My parents tried to help me focus. “Is there a link between them?” my dad would ask. “An umbrella category to haul them all under?” As encouraging as he and my mother were, their involvement only added to my stress because I recognized the subtext: sometimes you just had to pick something and go with it. Dad never liked any of his jobs in construction or retail clothing, but held them because he had to support his family, and he did so without complaint. Information like that only fueled my agitation.
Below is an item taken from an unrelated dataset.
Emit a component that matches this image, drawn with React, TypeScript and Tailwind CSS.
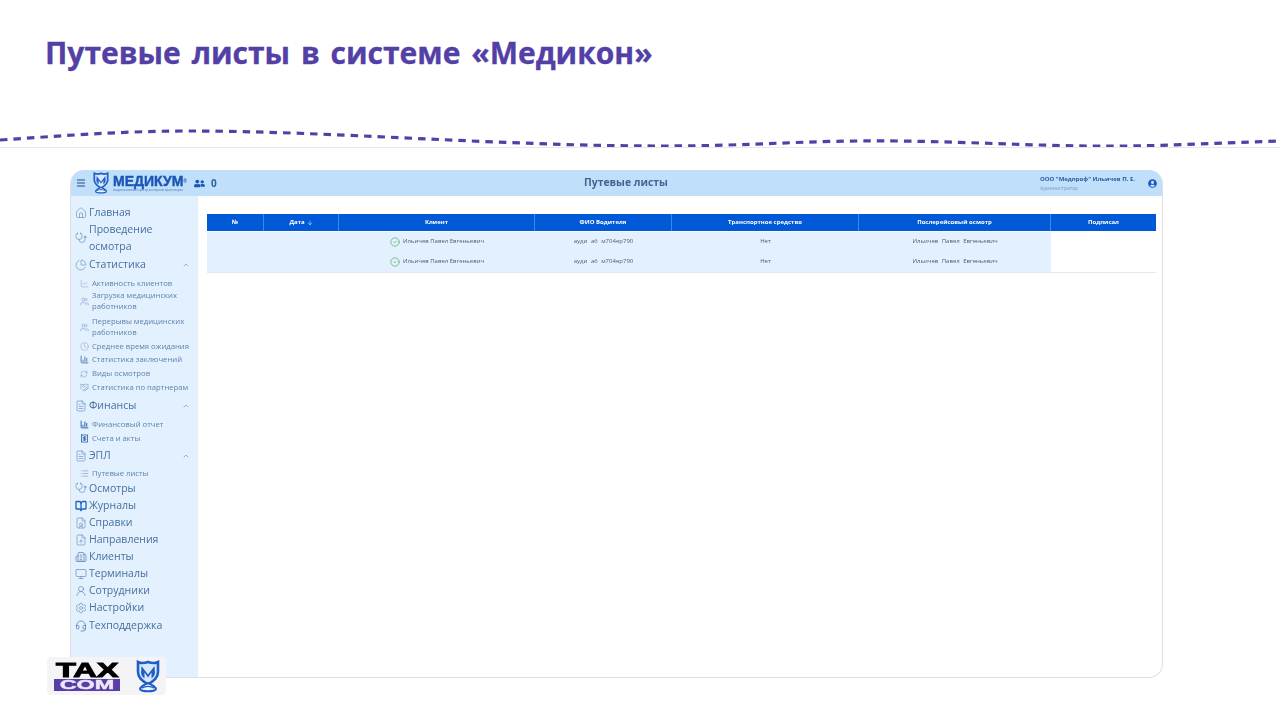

After two years of study, I accepted the limitations of my drawing major and searched for other options. I entertained the idea of becoming a National Park ranger, since that’s what my favorite writer Ed Abbey had been. It sounded cool to work outdoors all day, to maintain trails and answer visitor questions, or whatever park rangers did. Unfortunately, research revealed that those were highly coveted positions that often required a wildlife biology degree. I couldn’t earn that degree. It required math too complicated for my lopsided brain. I considered becoming a wilderness guide in some mountainous place like Colorado or Montana, until I realized that I couldn’t handle the snow. And because I’d grown up in Phoenix where the most water I had contact with was in chlorinated pools, I didn’t feel qualified to run rivers. At one point I considered putting my personal experience to use as a drug counselor, but first I needed to quit using them.
Eventually I switched the drawing major to an Ecology/Evolutionary Biology major, figuring that fit my love of hiking and nature. When I discovered how much calculus the profession required, I switched to a Philosophy major, keeping
the science as a minor as if to further round out my unmarketability. I pictured myself wiping restaurant tables with a wet rag at age forty, discussing Sartre and the fate of the spotted owl with waitresses with library science degrees.
In addition to sleep, inebriation gave me my sole respite from worry. Weed and beer had initially made funny things funnier, and boring things bearable. Now they were medicine to still my mind: suck down the smoke and replace anxiety with laughter. Heroin, though, proved to be the best thought-blotter of all.
Contrary to popular belief, methadone doesn’t get you high. In reasonable amounts, it simply prevents the onset of opioid withdrawal when addicts quit using other drugs. Although methadone acts on the same basic opioid receptors as morphine and heroin, methadone behaves differently in the human body. First of all, methadone is rarely injected; it is primarily swallowed. Once ingested, it is rapidly absorbed by the gastrointestinal tract. From there it diffuses widely into other body tissues, particularly fatty tissue, where it is stored and then released into the plasma as quickly as thirty minutes following consumption. Half-life is the period of time it takes a decaying substance to decrease in volume by half. Although metabolism rates vary greatly between individuals, morphine has an elimination half-life of four to six hours. Methadone has a half-life of fifteen to sixty hours, with a mean of about twenty-two, and therein lies its magic. Methadone’s prolonged metabolism allows clinics to administer the medication once every twenty-four hours, a marked improvement from the five to eight daily heroin injections or intranasal squirts the average addict administers themselves.